Provavelmente a legenda que mais nos confunde em qualquer mapa da Guera Civil Russa é o aparecimento de um exército tcheco sob o comando de um almirante russo no meio da Sibéria, a milhares de quilômetros, tanto de Praga quando dos oceanos navegáveis.

Durante a Primeira Guerra Mundial, os Aliados haviam organizados 60 mil prisioneiros e desertores eslavos do exército austro-húngaro para lutar na frente russa no âmbito da Legião Tcheca, para ajudar a libertar a Boêmia do domínio do Império Austro-Húngaro. Mas, depois de caírem fora da guerra, os bolcheviques não precisavam mais deles e a Legião Tcheca foi enviada para fazer contato com os Aliados em algum outro lugar. O plano dos tchecos era retornar à guerra fazendo um rodeio, pela ferrovia transiberiana, a qual se estendia até o oceano Pacífico e era a única via de transporte que realmente os alemães não bloqueavam.

Numa determinada estação da ferrovia, os soviéticos locais tentaram desarmar os tchecos, mas isso só os tornou mais enraivecidos. Eles inverteram a marcha e foram abrindo caminho pelo interior do país, ao longo da ferrovia. Finalmente transformaram-se na espinha dorsal das forças dos Brancos do Leste.

O almirante nos mapas da Sibéria era Alexandre Kolchak, ex-comandante da frota russa no mar Negro, que se demitira em junho de 1917, antes que os bolcheviques assumissem o poder. Durante algum tempo ele perambulou pelas comunidades de emigrantes russos, e finalmente terminou organizando forças anti-bolcheviques na Manchúria. Deslocou-se então por terra para Omsk onde se tornou ministro da Guerra do governo conservador da Rússia.

Em novembro de 1918, o almirante Kolchak apoderou-se de Omsk por meio de um golpe de Estado.
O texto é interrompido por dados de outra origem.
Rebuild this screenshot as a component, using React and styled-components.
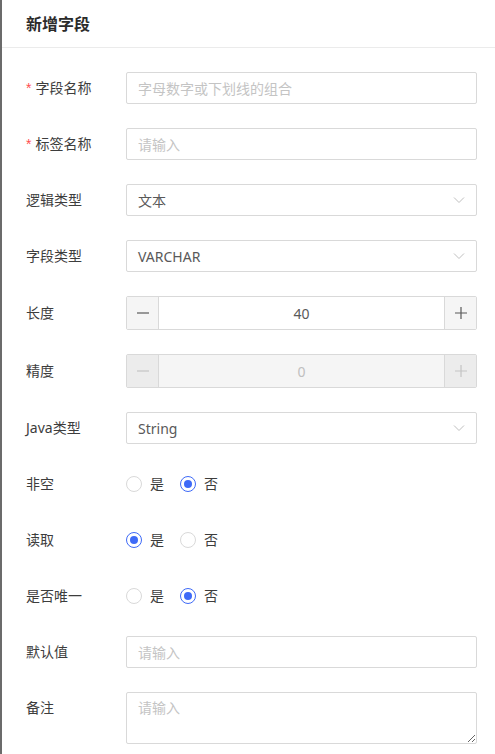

Durante o ano seguinte, ele foi considerado internacionalmente como o governante oficial do Estado; entretanto, depois que sua ofensiva contra os bolcheviques fracassou, em novembro de 1919, ele abandonou Omsk. Em janeiro de 1920, os Brancos retiraram-se para Irkutsk, pela ferrovia transiberiana, onde ficaram encurralados quando o governo mudou de mãos. A Legião Tcheca entregou o almirante às novas autoridades em troca de salvo-conduto para seu país de origem, e os Vermelhos o fuzilaram e jogaram o corpo no rio mais próximo.